There is a chance, of course, that eventually interest rates will rise in Australia. This will push up the yield of all assets, including property and high-yielding shares, including the banks, Telstra, Medibank Private and others.

But even here I rationalise: if interest rates rise, it will be in response to better economic activity, which will have benefited bank profits and dividends. More likely than not, our interest rates will not rise for 18 months, perhaps longer, and so I have plenty of time to ponder my next move.

I will also say that I was poised to buy oil shares when the oil price hit $US38 a barrel but I missed my chance. Others didn't, and Woodside launched an $11 billion takeover bid (unaccepted at time of writing) for Papua New Guinea oil and gas player Oil Search (one of my preferred plays too).

I also keep watching shares in BHP Billiton but here the risks (to me) are less easy to rationalise. I understand that even if China grows at 6% (not the 7% originally forecast for next year) it will still be one of the fastest-growing major nations on Earth.

It will demand energy and food and services well into the future. (Which is why abandoning the free trade agreement is complete lunacy. As former ALP federal president Warren Mundine said, we are arguing about conditions on jobs that don't even exist yet.)

But to BHP. Since it decided on a "progressive" dividend policy (ie, to pay more of the profits to shareholders) it seems it has taken on an altogether different style: more farmer, less hunter.

As someone who has grown up used to BHP's dividend yield at 2% or less - because the board considered it could make good returns on the retained capital - I have been more than surprised to see its yield at more than 10% in recent weeks.

I have enjoyed buying BHP over the years during market lulls. Part of the reason is a quote, from a former BHP chief executive, that always stays with me: "You can replace a factory but you can't replace an ore body." In other words, a factory over time will depreciate or need replenishment.

And though commodity prices might make an ore body more or less profitable, you cannot always easily replace it with another.

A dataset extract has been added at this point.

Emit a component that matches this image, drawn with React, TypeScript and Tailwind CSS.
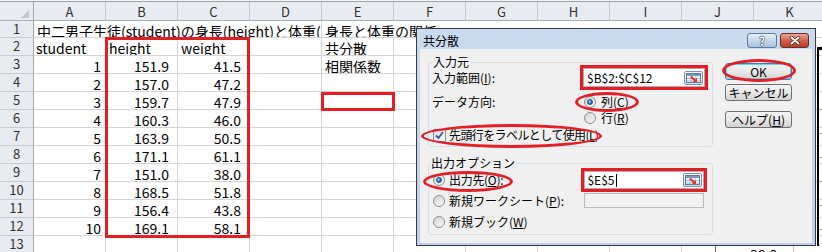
import React from 'react';

const cols = ['A', 'B', 'C', 'D', 'E', 'F', 'G', 'H', 'I', 'J', 'K'];

type Row = { n: number; a?: string; b?: string; c?: string; e?: string; num?: boolean };

const rows: Row[] = [
    { n: 2, a: 'student', b: 'height', c: 'weight', e: '共分散' },
    { n: 3, a: '1', b: '151.9', c: '41.5', e: '相関係数', num: true },
    { n: 4, a: '2', b: '157.0', c: '47.2', num: true },
    { n: 5, a: '3', b: '159.7', c: '47.9', num: true },
    { n: 6, a: '4', b: '160.3', c: '46.0', num: true },
    { n: 7, a: '5', b: '163.9', c: '50.5', num: true },
    { n: 8, a: '6', b: '171.1', c: '61.1', num: true },
    { n: 9, a: '7', b: '151.0', c: '38.0', num: true },
    { n: 10, a: '8', b: '168.5', c: '51.8', num: true },
    { n: 11, a: '9', b: '156.4', c: '43.8', num: true },
    { n: 12, a: '10', b: '169.1', c: '58.1', num: true },
    { n: 13 },
];

const cell = 'overflow-hidden whitespace-nowrap border-r border-b border-[#d4d4d4] pt-[3px] text-[14px] leading-[14px]';

const RowHead = ({ n }: { n: number }) => (
    <div className="border-r border-b border-r-[#9ea6af] border-b-[#c8ccd2] bg-[#e8ebef] pt-[1px] text-center text-[13px] leading-[14px] text-[#333]">
        {n}
    </div>
);

const Radio = ({ checked = false }: { checked?: boolean }) => (
    <span className="flex h-[12px] w-[12px] shrink-0 items-center justify-center rounded-full border border-[#8e8f8f] bg-linear-to-br from-[#d2d2d2] to-[#fbfbfb]">
        {checked && <span className="h-[6px] w-[6px] rounded-full border border-[#1d4f80] bg-[radial-gradient(circle_at_35%_35%,#8fdcff,#1a78c2_60%,#0d4d8a)]" />}
    </span>
);

const RangeButton = () => (
    <div className="flex h-[14px] w-[19px] items-center justify-center rounded-[2px] border border-[#7f93ad] bg-linear-to-b from-[#fbfdff] to-[#d3deeb]">
        <svg width="15" height="10" viewBox="0 0 15 10">
            <rect x="0.5" y="0.5" width="14" height="9" fill="#fff" stroke="#5a7aa8" />
            <rect x="1" y="1" width="13" height="2" fill="#7d9bc8" />
            <path d="M1 5.5H14M1 8H14M5 3V9.5M10 3V9.5" stroke="#9fb3cf" strokeWidth="1" />
            <path d="M5 3.5L9.5 8" stroke="#e0302a" strokeWidth="2" />
            <polygon points="11,9 11,5 7,9" fill="#e0302a" />
        </svg>
    </div>
);

export default function App() {
    return (
        <div className="relative h-[252px] w-[822px] overflow-hidden bg-white font-['Noto_Sans_CJK_JP',sans-serif] text-black">
            <div className="h-[2px] border-b border-[#9da3ab] bg-[#f5f5f5]" />

            {/* column headers */}
            <div className="grid h-[19px] grid-cols-[34px_repeat(11,72px)]">
                <div className="relative border-r border-b border-r-[#9ea6af] border-b-[#a9b0b8] bg-[#e8ebef]">
                    <svg className="absolute right-[4px] bottom-[2px]" width="8" height="8">
                        <polygon points="8,0 8,8 0,8" fill="#c2c7ce" />
                    </svg>
                </div>
                {cols.map((c) => (
                    <div key={c} className="border-r border-b border-r-[#c3c9d0] border-b-[#a9b0b8] bg-[#e8ebef] pt-[2px] text-center text-[13px] leading-[15px] text-[#333]">
                        {c}
                    </div>
                ))}
            </div>

            {/* row 1 */}
            <div className="grid h-[17px] grid-cols-[34px_repeat(11,72px)]">
                <RowHead n={1} />
                <div className={`${cell} col-span-4 pl-[3px]`}>中二男子生徒(student)の身長(height)と体重(weight)</div>
                <div className={`${cell} col-span-7 pl-[3px]`}>身長と体重の関係</div>
            </div>

            {rows.map((r) => (
                <div key={r.n} className="grid h-[18px] grid-cols-[34px_repeat(11,72px)]">
                    <RowHead n={r.n} />
                    <div className={`${cell} ${r.num ? 'pr-[4px] text-right' : 'pl-[2px]'}`}>{r.a}</div>
                    <div className={`${cell} ${r.num ? 'pr-[8px] text-right' : 'pl-[3px]'}`}>{r.b}</div>
                    <div className={`${cell} ${r.num ? 'pr-[8px] text-right' : 'pl-[3px]'}`}>{r.c}</div>
                    <div className={cell} />
                    <div className={`${cell} pl-[3px]`}>{r.e}</div>
                    <div className={cell} />
                    <div className={cell} />
                    <div className={cell} />
                    <div className={cell} />
                    <div className={cell} />
                    <div className={cell} />
                </div>
            ))}

            {/* object behind the dialog, right edge */}
            <div className="absolute top-[47px] left-[817px] h-[199px] w-[6px] border-t-[3px] border-l-2 border-black" />
            {['top-[109px]', 'top-[133px]', 'top-[157px]', 'top-[181px]', 'top-[205px]', 'top-[229px]'].map((t) => (
                <div key={t} className={`absolute left-[819px] h-[1px] w-[3px] bg-[#9a9a9a] ${t}`} />
            ))}
            <div className="absolute top-[246px] left-[684px] h-[6px] w-[138px] bg-white">
                <div className="absolute top-0 left-[31px] h-full w-[1px] bg-[#6b6b6b]" />
                <div className="absolute top-0 left-[109px] h-full w-[1px] bg-[#c8c8c8]" />
                <div className="absolute top-[1px] left-[66px] text-[14px] leading-[14px]">38.0</div>
            </div>

            {/* 共分散 dialog */}
            <div className="absolute top-[28px] left-[416px] flex h-[218px] w-[400px] flex-col border border-[#3b3b3b] bg-linear-to-b from-[#c9dbef] to-[#bcd1e9]">
                <div className="flex h-[20px] shrink-0 items-start pt-[4px] pr-[6px] pl-[6px]">
                    <span className="text-[12px] leading-[15px]">共分散</span>
                    <div className="ml-auto flex gap-[3px]">
                        <div className="flex h-[15px] w-[30px] items-center justify-center rounded-[3px] border border-[#5d7da3] bg-linear-to-b from-[#e6eef8] via-[#c8d8ec] to-[#a8bfdc]">
                            <span className="text-[12px] leading-[12px] font-bold text-white [text-shadow:0_0_1px_#22324a,0_0_1px_#22324a,0_0_1px_#22324a]">?</span>
                        </div>
                        <div className="flex h-[15px] w-[29px] items-center justify-center rounded-[3px] border border-[#6b2c27] bg-linear-to-b from-[#eaa898] via-[#d2604f] to-[#bd3a2c]">
                            <svg width="12" height="9" viewBox="0 0 12 9">
                                <path d="M2.5 1.5L9.5 7.5M9.5 1.5L2.5 7.5" stroke="#4a1a16" strokeWidth="3.4" strokeLinecap="round" />
                                <path d="M2.5 1.5L9.5 7.5M9.5 1.5L2.5 7.5" stroke="#fff" strokeWidth="2" strokeLinecap="round" />
                            </svg>
                        </div>
                    </div>
                </div>

                <div className="mx-[3px] mb-[2px] flex flex-1 bg-[#f0f0f0] pt-[13px] pl-[8px] text-[12px] leading-[14px]">
                    <div className="flex w-[285px] flex-col">
                        {/* 入力元 */}
                        <div className="relative flex h-[85px] flex-col rounded-[3px] border border-[#d5dfe5] pr-[7px] pl-[3px]">
                            <span className="absolute -top-[8px] left-[3px] bg-[#f0f0f0] px-[1px]">入力元</span>
                            <div className="mt-[5px] flex h-[19px] items-center justify-between">
                                <span>
                                    入力範囲(<span className="underline">I</span>):
                                </span>
                                <div className="flex h-[19px] w-[122px] items-center border border-[#abadb3] bg-white pr-[1px] pl-[3px] outline-3 outline-[#e31e24]">
                                    <span>$B$2:$C$12</span>
                                    <div className="ml-auto">
                                        <RangeButton />
                                    </div>
                                </div>
                            </div>
                            <div className="mt-[8px] flex h-[14px] items-center">
                                <span className="w-[152px]">データ方向:</span>
                                <Radio checked />
                                <span className="ml-[5px]">
                                    列(<span className="underline">C</span>)
                                </span>
                            </div>
                            <div className="mt-[2px] flex h-[14px] items-center pl-[152px]">
                                <Radio />
                                <span className="ml-[5px]">
                                    行(<span className="underline">R</span>)
                                </span>
                            </div>
                            <div className="mt-[3px] flex h-[14px] items-center pl-[1px]">
                                <span className="flex h-[13px] w-[13px] items-center justify-center border border-[#8f8f8f] bg-linear-to-br from-[#dcdcdc] to-white">
                                    <svg width="9" height="9" viewBox="0 0 9 9">
                                        <path d="M1 4.5L3.5 7L8 1" fill="none" stroke="#3d4f96" strokeWidth="1.8" />
                                    </svg>
                                </span>
                                <span className="ml-[3px] tracking-[-0.6px]">
                                    先頭行をラベルとして使用(<span className="underline">L</span>)
                                </span>
                            </div>
                        </div>

                        {/* 出力オプション */}
                        <div className="relative mt-[16px] flex h-[72px] flex-col rounded-[3px] border border-[#d5dfe5] pr-[8px] pl-[4px]">
                            <span className="absolute -top-[8px] left-[1px] bg-[#f0f0f0] px-[1px]">出力オプション</span>
                            <div className="mt-[7px] flex h-[18px] items-center">
                                <div className="flex w-[152px] items-center">
                                    <Radio checked />
                                    <span className="ml-[4px] tracking-[-0.3px]">
                                        出力先(<span className="underline">O</span>):
                                    </span>
                                </div>
                                <div className="flex h-[18px] w-[120px] items-center border border-[#abadb3] bg-white pr-[1px] pl-[2px] outline-3 outline-[#e31e24]">
                                    <span>$E$5</span>
                                    <span className="ml-[1px] h-[13px] w-[1px] bg-black" />
                                    <div className="ml-auto">
                                        <RangeButton />
                                    </div>
                                </div>
                            </div>
                            <div className="mt-[4px] flex h-[15px] items-center">
                                <div className="flex w-[151px] items-center">
                                    <Radio />
                                    <span className="ml-[4px]">
                                        新規ワークシート(<span className="underline">P</span>):
                                    </span>
                                </div>
                                <div className="h-[15px] w-[120px] border border-[#b9bcbf] bg-[#f2f2f2]" />
                            </div>
                            <div className="mt-[7px] flex h-[14px] items-center">
                                <Radio />
                                <span className="ml-[4px]">
                                    新規ブック(<span className="underline">W</span>)
                                </span>
                            </div>
                        </div>
                    </div>

                    {/* buttons */}
                    <div className="ml-[12px] flex w-[67px] flex-col">
                        <div className="mt-[1px] flex h-[17px] items-center justify-center rounded-[3px] border border-[#3c7fb1] bg-linear-to-b from-[#f4f4f4] via-[#e8e8e8] to-[#d2d2d2] shadow-[inset_0_0_0_1px_#5fd7f5]">
                            OK
                        </div>
                        <div className="mt-[4px] flex h-[17px] items-center justify-center rounded-[3px] border border-[#707070] bg-linear-to-b from-[#f4f4f4] via-[#e8e8e8] to-[#d2d2d2]">
                            キャンセル
                        </div>
                        <div className="mt-[10px] flex h-[17px] items-center justify-center rounded-[3px] border border-[#707070] bg-linear-to-b from-[#f4f4f4] via-[#e8e8e8] to-[#d2d2d2]">
                            ヘルプ(<span className="underline">H</span>)
                        </div>
                    </div>
                </div>
            </div>

            {/* red annotations */}
            <div className="absolute top-[37px] left-[105px] h-[201px] w-[145px] border-[3px] border-[#e31e24]" />
            <div className="absolute top-[92px] left-[321px] h-[19px] w-[74px] border-[3px] border-[#e31e24]" />
            <div className="absolute top-[59px] left-[722px] h-[23px] w-[74px] rounded-[50%] border-[3px] border-[#e31e24]" />
            <div className="absolute top-[92px] left-[575px] h-[20px] w-[64px] rounded-[50%] border-[3px] border-[#e31e24]" />
            <div className="absolute top-[124px] left-[421px] h-[24px] w-[181px] rounded-[50%] border-[3px] border-[#e31e24]" />
            <div className="absolute top-[171px] left-[423px] h-[21px] w-[90px] rounded-[50%] border-[3px] border-[#e31e24]" />
        </div>
    );
}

So I go back to my basic risk assessment: could BHP cut its dividend? Sadly my view, right or wrong, is that it might in the future, especially if commodity prices remain weak. It might also need to preserve some capital in the future as well - to prevent a capital raising - which could see a change to that progressive dividend policy.

And all that could see its share price lower - even though I know its assets are of the highest quality. So the answer was a "no BHP" for now but with a watching brief. There will be a time (it might even be now, who knows, but the risks tipped my balance).

My fundamental long-term view is that a growing global population, from 7 billion to 9 billion people, will need more energy, more food and more minerals. It will also need better healthcare and financial services. This is the basis for my optimism for long-term investing.

As for the selling part of this equation: as I said, I know I'm not so good at that.